Third, the Doppler effect.

Student: "Alright. We're uh, we're going to come up this road...when I hit the speed that I'm shooting for, I'm going to light on the horn, and you can, uh, hear what the effect is. Here's the frequency of the horn..."
(Presses on horn.)
Student: "Alright?"

(Car passes by student, horn sound is changed by Doppler effect: "neeeeooooowwwww!") (Video link: "Doppler Effect.")

Let's draw a picture to represent the sound waves from a stationary car. Note that the wavelengths are the same in either direction.

However, if the car is moving from left-to-right, the sound waves from the car as it heads towards an observer are "squished," and are perceived as having a higher pitch than a stationary car horn. When the car passes by, and is moving away from an observer, the sound waves are "stretched," and are perceived as having a lower pitch than a stationary car horn. This is the "neeeeooooowwwww!" from the The Big Bang Theory clip earlier in this presentation.

In astronomy we know what an absorption (dark-line) spectrum looks like from a stationary star. However, if a star is moving towards us, or away from us, then the light waves are going to be "scrunched" or "stretched" from their usual wavelength values.

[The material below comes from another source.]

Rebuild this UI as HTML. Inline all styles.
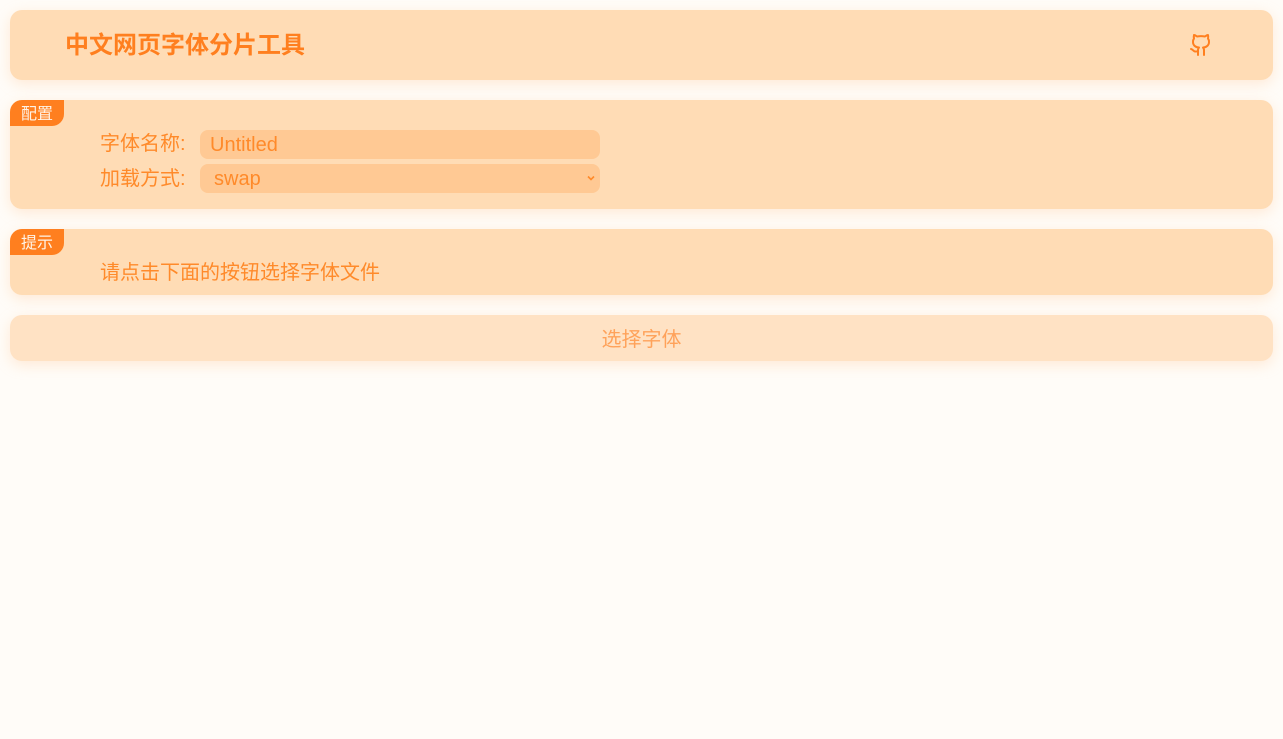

Here, arrows denote the expected absorption line wavelength values for a stationary star. For a star that is moving towards us, the light gets "squished," such that each absorption line has slightly shorter wavelengths than expected, moving towards the left side of the spectrum--this is a "blueshift," but this effect is very subtle, and does not mean the lines all move entirely over to the blue end of the spectrum!

For a star that is moving away from us, the light gets "stretched," such that each absorption line has slightly longer wavelengths than expected, moving towards the right side of the spectrum--this is a "redshift," but this effect is very subtle, and does not mean the lines all move entirely over to the red end of the spectrum!

In the subsequent in-class activity you will be working in groups to analyze emission and absorption spectra, and the Doppler effect. (Continuous spectra from blackbodies will be covered in a later in-class activity.)